Sunday, August 14, 2022

John Deere releases autonomous tractor for US market

Autonomous tractors could be available in New Zealand in the next few years after John Deere announced the technology will have a limited release to North American farmers this year.

John Deere’s first autonomous tractor for large-scale production has been released to the US market. It could be available for New Zealand farmers in a few years time.

Autonomous tractors could be available in New Zealand in the next few years after John Deere announced the technology will have a limited release to North American farmers this year.

The company unveiled its first entirely autonomous tractor for large-scale use in Las Vegas earlier this month.

John Deere Australia-New Zealand managing director Luke Chandler said the tractor would help farmers meet the challenges of feeding a growing world population while being as efficient and sustainable as possible.

“To assist in bridging that gap, John Deere is continually advancing technology to help farmers meet this challenge and to do so while working with reduced access to land and skilled labour, changing climate and weather conditions, variations in soil quality and the presence of weeds and pests,” Chandler said.

“This autonomous tractor is an extremely exciting innovation that will help to ensure New Zealand farmers have the opportunity to adopt era-defining AgTech to address these challenges and to support high-performing and sustainable farm businesses.”

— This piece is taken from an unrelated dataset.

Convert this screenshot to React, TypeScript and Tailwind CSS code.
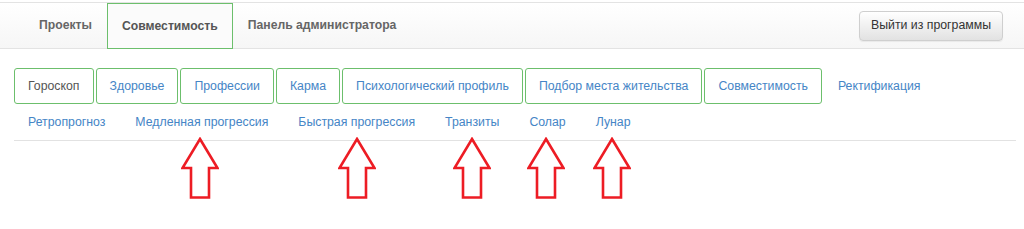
import React from "react";

const font = { fontFamily: '"Liberation Sans", Arial, sans-serif' };

const tabs: { label: string; boxed: boolean; active?: boolean }[] = [
  { label: "Гороскоп", boxed: true, active: true },
  { label: "Здоровье", boxed: true },
  { label: "Профессии", boxed: true },
  { label: "Карма", boxed: true },
  { label: "Психологический профиль", boxed: true },
  { label: "Подбор места жительства", boxed: true },
  { label: "Совместимость", boxed: true },
  { label: "Ректификация", boxed: false },
  { label: "Ретропрогноз", boxed: false },
  { label: "Медленная прогрессия", boxed: false },
  { label: "Быстрая прогрессия", boxed: false },
  { label: "Транзиты", boxed: false },
  { label: "Солар", boxed: false },
  { label: "Лунар", boxed: false },
];

function Arrow({ left }: { left: number }) {
  return (
    <svg
      className="absolute top-[137px] h-[62px] w-[38px]"
      style={{ left }}
      viewBox="0 0 38 62"
    >
      <polygon
        points="19,2 36.5,31 28,31 28,60.5 10,60.5 10,31 1.5,31"
        fill="none"
        stroke="#ed1c24"
        strokeWidth="2.6"
        strokeLinejoin="miter"
      />
    </svg>
  );
}

export default function App() {
  return (
    <div className="relative h-[229px] w-[1024px] overflow-hidden bg-white" style={font}>
      <div className="h-[2px]" />
      <div className="flex h-[47px] items-stretch justify-between border-y border-[#e3e3e3] bg-gradient-to-b from-white to-[#f6f6f6]">
        <div className="flex items-stretch pl-[24px] text-[12.2px] font-bold text-[#666]">
          <div className="flex items-center border border-transparent px-[14px]">Проекты</div>
          <div className="-mb-px flex items-center border border-[#6cbf6c] bg-[#fbfbfb] px-[14px] text-[#555]">
            Совместимость
          </div>
          <div className="flex items-center border border-transparent px-[14px]">Панель администратора</div>
        </div>
        <div className="flex items-center pr-[21px]">
          <button className="h-[30px] rounded-[4px] border border-[#cfcfcf] bg-gradient-to-b from-white to-[#e2e2e2] px-[11px] text-[12.3px] text-[#333] shadow-[0_1px_1px_rgba(0,0,0,0.06)]">
            Выйти из программы
          </button>
        </div>
      </div>
      <div className="ml-[14px] mr-[8px] mt-[19px] flex flex-wrap gap-x-[2px] border-b border-[#e2e2e2] text-[12.3px]">
        {tabs.map((t) => (
          <div
            key={t.label}
            className={
              t.boxed
                ? "flex h-[36px] items-center rounded-[3px] border border-[#6cbf6c] px-[13px] " +
                  (t.active ? "text-[#555]" : "text-[#4585c6]")
                : "flex h-[36px] items-center border border-transparent px-[13px] text-[#4585c6]"
            }
          >
            {t.label}
          </div>
        ))}
      </div>
      <Arrow left={181} />
      <Arrow left={338} />
      <Arrow left={453} />
      <Arrow left={527} />
      <Arrow left={593} />
    </div>
  );
}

The tractor is a 410HP John Deere 8 Series model, which is widely used for cropping applications, including tillage, cropping and spraying.

The tractor uses six cameras to enable it to detect objects and calculate distance, with the images captured by the cameras passing through a neural network that classifies each pixel in 100 milliseconds.

This determines if the machine continues to move or stops, depending on if an obstacle is detected. 

This allows it to operate within less than 2.5cm of accuracy. The tractor is also continuously checking its position relative to a geofence, ensuring it is operating where it is supposed to.

John Deere Australia-NZ production systems manager Ben Kelly said access to autonomous machinery for large-scale production has never been so important as NZ farmers continue to be faced with limited availability of skilled labour.

“With this new tractor, it is as simple as transporting the machine to a field and configuring it for autonomous operation. Then, using John Deere Operations Centre, farmers can swipe from left to right to start the machine and can leave the field to focus on other tasks, while monitoring its status from their mobile device,” Kelly said.

That centre provides access to live video, images and data, and allows farmers to adjust speed, depth and more from the mobile app. In the event of job quality anomalies or machine health issues, farmers are notified remotely and can make adjustments to optimise the performance of the machine.

“The tractor will be available to a limited number of US customers for purchase this year, before it is rolled out gradually to other countries, including New Zealand, over the next few years,” Chandler said.